As they are contemplating divorce, parties often view the process as one involving tremendously diverging extremes: You will either become embroiled in an all-out war and bitter, costly litigation, or the proceedings are amicable and you can agree on every divorce-related issue down to the last detail. The truth is that many dissolution of marriage cases fall somewhere in between these two scenarios. Though they do not get along well enough to remain married, both parties share common goals regarding children and can compromise on some of the other divorce matters.
However, if this describes your situation, you might be experiencing some challenges in getting to a meeting of the minds. This is where divorce mediation enters the picture as an option for resolving disputes and getting you on the right track toward compromise. It is essential to work with a New York divorce lawyer to take the lead on the process, but there are six points to keep in mind regarding mediation.

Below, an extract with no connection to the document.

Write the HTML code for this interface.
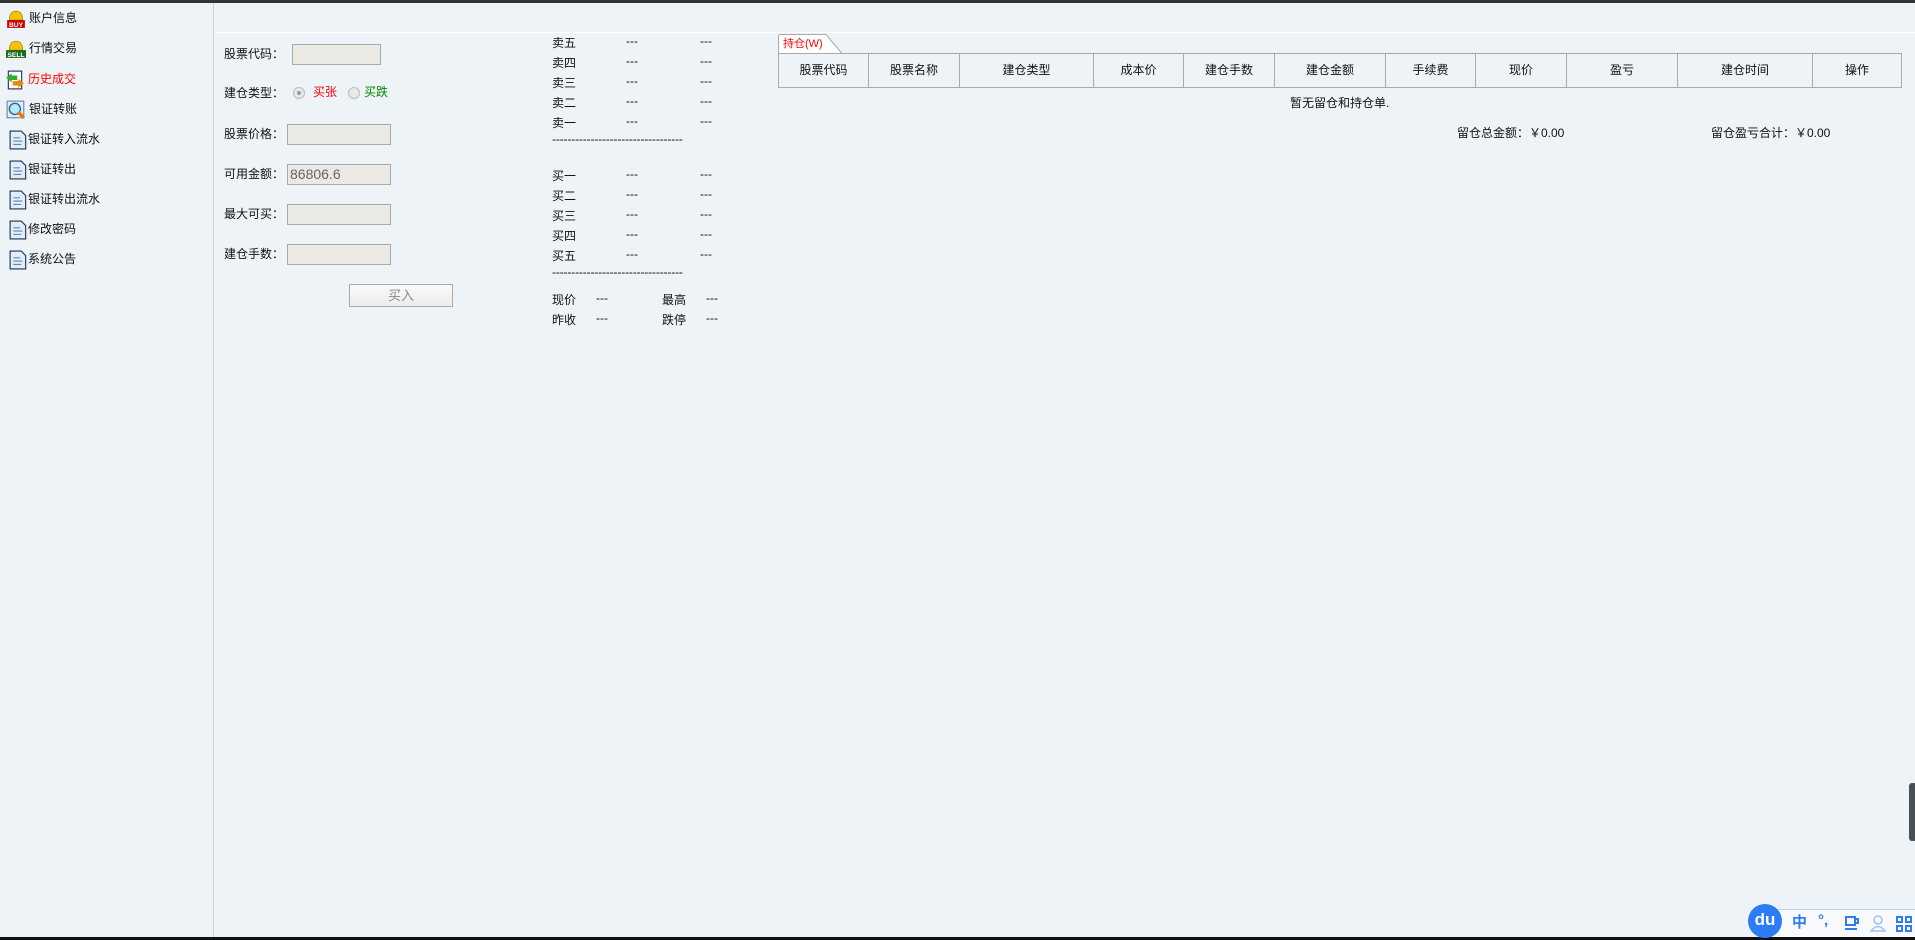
<!DOCTYPE html>
<html><head><meta charset="utf-8"><style>
*{margin:0;padding:0;box-sizing:border-box}
body{width:1915px;height:940px;background:#eef3f8;font-family:"Liberation Sans","Noto Sans CJK SC",sans-serif;font-size:12px;color:#111;position:relative;overflow:hidden}
.a{position:absolute;white-space:nowrap;line-height:14px}
.inp{position:absolute;background:#ebe9e4;border:1px solid #a9a9a9;height:21px;font-size:14px;color:#666;padding-left:2px;line-height:19px}
.th{position:absolute;top:53px;height:35px;border:1px solid #aaa;border-right:none;text-align:center;line-height:33px}
.ic{position:absolute;width:20px;height:20px}
</style></head><body>
<div class="a" style="left:0;top:0;width:1915px;height:3px;background:#333"></div>
<div class="a" style="left:0;top:937px;width:1915px;height:3px;background:#111"></div>
<div class="a" style="left:213px;top:3px;width:1px;height:934px;background:#cdd3da"></div>
<div class="a" style="left:214px;top:32px;width:1701px;height:1px;background:#fff"></div>

<!-- sidebar -->
<svg class="ic" style="left:6px;top:9px" viewBox="0 0 18 18"><path d="M3 10 Q3 2 9 2 Q15 2 15 10Z" fill="#f5c400" stroke="#a07800" stroke-width=".6"/><rect x="1" y="10" width="16" height="7" fill="#c00"/><text x="9" y="16" font-size="6" fill="#fff" text-anchor="middle" font-family="Liberation Sans" font-weight="bold">BUY</text></svg>
<div class="a" style="left:29px;top:11px">账户信息</div>
<svg class="ic" style="left:6px;top:39px" viewBox="0 0 18 18"><path d="M3 10 Q3 2 9 2 Q15 2 15 10Z" fill="#f5c400" stroke="#a07800" stroke-width=".6"/><rect x="0" y="10" width="18" height="7" fill="#1a6b1a"/><text x="9" y="16" font-size="6" fill="#fff" text-anchor="middle" font-family="Liberation Sans" font-weight="bold">SELL</text></svg>
<div class="a" style="left:29px;top:41px">行情交易</div>
<svg class="ic" style="left:5px;top:70px" viewBox="0 0 18 18"><rect x="3" y="1" width="12" height="16" fill="#fff" stroke="#235" /><path d="M1 7 L6 3 L6 5 L11 5 L11 9 L6 9 L6 11Z" fill="#3a3"/><path d="M17 12 L12 8 L12 10 L7 10 L7 14 L12 14 L12 16Z" fill="#e80"/></svg>
<div class="a" style="left:28px;top:72px;color:#f00">历史成交</div>
<svg class="ic" style="left:6px;top:100px" viewBox="0 0 18 18"><rect x="1" y="1" width="15" height="15" fill="#def" stroke="#68a"/><circle cx="8" cy="8" r="5" fill="#aef" stroke="#468" stroke-width="1.3"/><path d="M11 11 L16 16" stroke="#e70" stroke-width="3"/></svg>
<div class="a" style="left:29px;top:102px">银证转账</div>
<svg class="ic" style="left:9px;top:130px" viewBox="0 0 18 18"><path d="M1 1 H11 L15 5 V17 H1Z" fill="#dfeefc" stroke="#234"/><path d="M4 7h6M4 10h8M4 13h7" stroke="#68a"/></svg>
<div class="a" style="left:28px;top:132px">银证转入流水</div>
<svg class="ic" style="left:9px;top:160px" viewBox="0 0 18 18"><path d="M1 1 H11 L15 5 V17 H1Z" fill="#dfeefc" stroke="#234"/><path d="M4 7h6M4 10h8M4 13h7" stroke="#68a"/></svg>
<div class="a" style="left:28px;top:162px">银证转出</div>
<svg class="ic" style="left:9px;top:190px" viewBox="0 0 18 18"><path d="M1 1 H11 L15 5 V17 H1Z" fill="#dfeefc" stroke="#234"/><path d="M4 7h6M4 10h8M4 13h7" stroke="#68a"/></svg>
<div class="a" style="left:28px;top:192px">银证转出流水</div>
<svg class="ic" style="left:9px;top:220px" viewBox="0 0 18 18"><path d="M1 1 H11 L15 5 V17 H1Z" fill="#dfeefc" stroke="#234"/><path d="M4 7h6M4 10h8M4 13h7" stroke="#68a"/></svg>
<div class="a" style="left:28px;top:222px">修改密码</div>
<svg class="ic" style="left:9px;top:250px" viewBox="0 0 18 18"><path d="M1 1 H11 L15 5 V17 H1Z" fill="#dfeefc" stroke="#234"/><path d="M4 7h6M4 10h8M4 13h7" stroke="#68a"/></svg>
<div class="a" style="left:28px;top:252px">系统公告</div>

<!-- form -->
<div class="a" style="left:224px;top:47px">股票代码：</div>
<div class="inp" style="left:292px;top:44px;width:89px"></div>
<div class="a" style="left:224px;top:86px">建仓类型：</div>
<div class="a" style="left:293px;top:87px;width:12px;height:12px;border-radius:50%;border:1px solid #bbb;background:#e8e8e8"><div style="margin:3px;width:4px;height:4px;border-radius:50%;background:#999"></div></div>
<div class="a" style="left:313px;top:85px;color:#f00">买张</div>
<div class="a" style="left:348px;top:87px;width:12px;height:12px;border-radius:50%;border:1px solid #bbb;background:#e8e8e8"></div>
<div class="a" style="left:364px;top:85px;color:#080">买跌</div>
<div class="a" style="left:224px;top:127px">股票价格：</div>
<div class="inp" style="left:287px;top:124px;width:104px"></div>
<div class="a" style="left:224px;top:167px">可用金额：</div>
<div class="inp" style="left:287px;top:164px;width:104px">86806.6</div>
<div class="a" style="left:224px;top:207px">最大可买：</div>
<div class="inp" style="left:287px;top:204px;width:104px"></div>
<div class="a" style="left:224px;top:247px">建仓手数：</div>
<div class="inp" style="left:287px;top:244px;width:104px"></div>
<div class="a" style="left:349px;top:284px;width:104px;height:23px;border:1px solid #aaa;background:linear-gradient(#fafafa,#ececec);text-align:center;line-height:21px;color:#888;font-size:13px">买入</div>

<!-- order book -->
<div class="a" style="left:552px;top:33px;line-height:20px">卖五<br>卖四<br>卖三<br>卖二<br>卖一</div>
<div class="a" style="left:626px;top:31px;line-height:20px">---<br>---<br>---<br>---<br>---</div>
<div class="a" style="left:700px;top:31px;line-height:20px">---<br>---<br>---<br>---<br>---</div>
<div class="a" style="left:552px;top:132px;letter-spacing:-0.15px">----------------------------------</div>
<div class="a" style="left:552px;top:166px;line-height:20px">买一<br>买二<br>买三<br>买四<br>买五</div>
<div class="a" style="left:626px;top:164px;line-height:20px">---<br>---<br>---<br>---<br>---</div>
<div class="a" style="left:700px;top:164px;line-height:20px">---<br>---<br>---<br>---<br>---</div>
<div class="a" style="left:552px;top:265px;letter-spacing:-0.15px">----------------------------------</div>
<div class="a" style="left:552px;top:290px;line-height:20px">现价<br>昨收</div>
<div class="a" style="left:596px;top:288px;line-height:20px">---<br>---</div>
<div class="a" style="left:662px;top:290px;line-height:20px">最高<br>跌停</div>
<div class="a" style="left:706px;top:288px;line-height:20px">---<br>---</div>

<!-- table -->
<svg class="a" style="left:778px;top:34px" width="68" height="20"><path d="M0.5 20 V2.5 Q0.5 0.5 2.5 0.5 H48 L64 19.5" fill="#fff" stroke="#aaa"/></svg>
<div class="a" style="left:783px;top:37px;color:#f00;font-size:11px">持仓(W)</div>
<div class="th" style="left:778px;width:90px">股票代码</div>
<div class="th" style="left:868px;width:91px">股票名称</div>
<div class="th" style="left:959px;width:134px">建仓类型</div>
<div class="th" style="left:1093px;width:90px">成本价</div>
<div class="th" style="left:1183px;width:91px">建仓手数</div>
<div class="th" style="left:1274px;width:111px;">建仓金额</div>
<div class="th" style="left:1385px;width:90px">手续费</div>
<div class="th" style="left:1475px;width:91px">现价</div>
<div class="th" style="left:1566px;width:111px">盈亏</div>
<div class="th" style="left:1677px;width:135px">建仓时间</div>
<div class="th" style="left:1812px;width:90px;border-right:1px solid #aaa">操作</div>
<div class="a" style="left:1290px;top:96px">暂无留仓和持仓单.</div>
<div class="a" style="left:1457px;top:126px">留仓总金额：￥0.00</div>
<div class="a" style="left:1711px;top:126px">留仓盈亏合计：￥0.00</div>

<!-- right widget -->
<div class="a" style="left:1909px;top:783px;width:8px;height:58px;background:#4a5058;border-radius:3px"></div>
<!-- IME bar -->
<div class="a" style="left:1770px;top:909px;width:145px;height:28px;background:#f8fafd;border-top:1px solid #bcd3f5"></div>
<div class="a" style="left:1748px;top:904px;width:34px;height:34px;border-radius:50%;background:#2d7cf6;color:#fff;font-size:17px;text-align:center;line-height:32px;font-weight:bold">du</div>
<div class="a" style="left:1792px;top:915px;color:#2d7cf6;font-size:15px;font-weight:bold;line-height:16px">中</div>
<div class="a" style="left:1818px;top:913px;color:#2d7cf6;font-size:15px;font-weight:bold;line-height:16px">°,</div>
<svg class="a" style="left:1844px;top:915px" width="16" height="16"><path d="M2 2h9v8H2z M11 4h3v4h-3 M1 14h12" fill="none" stroke="#2d7cf6" stroke-width="2"/></svg>
<svg class="a" style="left:1870px;top:914px" width="16" height="18"><circle cx="8" cy="6" r="4" fill="none" stroke="#9cc2f8" stroke-width="1.5"/><path d="M1 17 Q8 8 15 17Z" fill="none" stroke="#9cc2f8" stroke-width="1.5"/></svg>
<svg class="a" style="left:1896px;top:916px" width="16" height="16"><g fill="none" stroke="#2d7cf6" stroke-width="2"><rect x="1" y="1" width="5" height="5"/><rect x="10" y="1" width="5" height="5"/><rect x="1" y="10" width="5" height="5"/><rect x="10" y="10" width="5" height="5"/></g></svg>
</body></html>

- Mediation is very different from litigation. Instead of a “win-lose” scenario, mediation envisions a collaborative process for resolving divorce disagreements. During the proceedings, the parties and their attorneys sit down with a professional mediator to discuss disputes. This person is specially trained to facilitate productive conversation and pinpoint areas where the parties can agree, reducing or eliminating the issues that need to be decided by a judge.
- You might be required to participate in divorce mediation. The New York State Unified Court System has established a plan for presumptive alternative dispute resolution (ADR), in which the majority of disputed cases would be referred by judges to mediation instead of court. The strategy seeks to reduce some of the backlog in the divorce court system, but it also recognizes that these cases can be resolved more amicably through mediation.
- You might NOT be able to work out divorce in mediation. Point #2 above notwithstanding, not all cases are appropriate for mediation. In the presence of domestic violence of abuse, either regarding a spouse or children, your case may not be eligible for mediation.
- Mediation gives you more control over the divorce process. With mediation, the parties create a divorce arrangement that suits their own personal situation. If you go to court to conduct a hearing, the judge is required to apply New York State laws on division of marital property and alimony – which could result in a finding that suits neither party. Compromise and collaboration in mediation means you have control over your post-divorce future.
- You can work out custody and visitation issues through mediation. It is also possible to work out a parenting plan and schedule during the process, and then include these details in the mediation agreement. Still, your custody and visitation arrangement must comply with New York’s best interests of the child standard, so a judge will carefully review it before entering the order.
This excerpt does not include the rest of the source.